But his point is really interesting because if you look at Delta as a stock, in August their stock was at 48—I wrote this down—November it was at 30, May was at 53, and now after this it’s back to 43. That’s a pretty volatile swing for the leader of the industry. You’re talking about having record revenues, yes, lower than expected earnings, but you look at the results and there are still really, really strong earnings overall. There are some footnotes here about how they actually take a revenue hit when it relates to the Olympics because of what that does. You would think that’s going to be a big boom for them, but the reality is you’ve got the same capacity, same planes, and now they have to do all kinds of other things in terms of pricing. The net effect is they say they’re going to lose about $100 million. Whether it’s that much, it does show there’s things like that that aren’t necessarily what you would think in terms of positive impacts.

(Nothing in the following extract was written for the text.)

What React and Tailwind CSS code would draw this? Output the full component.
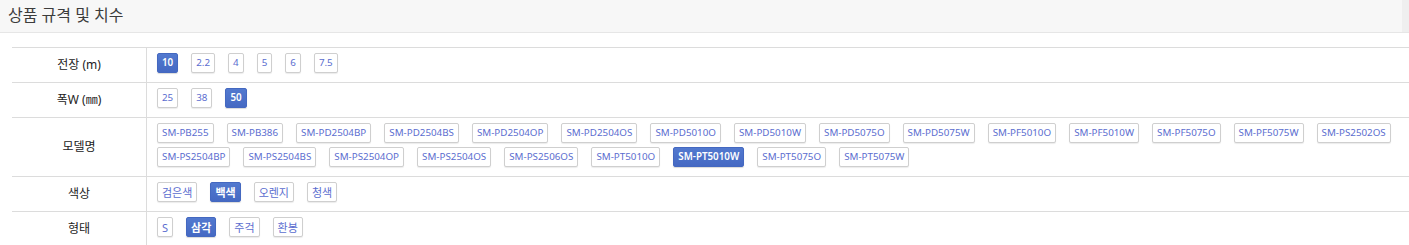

All that being said, we’re still seeing strong results but we are starting to see a little bit of that plateau. They’re starting to point to it. I think Southwest did, United did; they’re all worried that all this growth that we’ve been seeing and overall really strong performance results is starting to plateau. Even though the numbers are growing, there’s also the issues of the effect Boeing has had. On one hand, they’re talking about overcapacity in the industry, and then yet on the other hand, they’re saying they can’t get their planes fast enough. I think there’s a lot in here to unpack, but the realities are that look, overall the industry is strong. There’s still adjustment that needs to happen quarter to quarter and the airline business can’t react that quickly. They have to do their planning so many quarters out in terms of capacity, how they’re selling. They can’t turn on a dime with this. They’re making estimates about what they think it’s going to look like basically next year in terms of their planning and pricing, and you’re not always going to be perfect in that way either. Overall, strong results, but take Jim Kramer’s advice: the stock and the company don’t necessarily aren’t the same thing here. If you’re a day trader and you knew all this a year ago, you’d be cleaning up, but that’s a whole different business. Day traders we are not, Mike. No, we’re not. All right, let’s get on with our guest and our interview. I’m excited for this.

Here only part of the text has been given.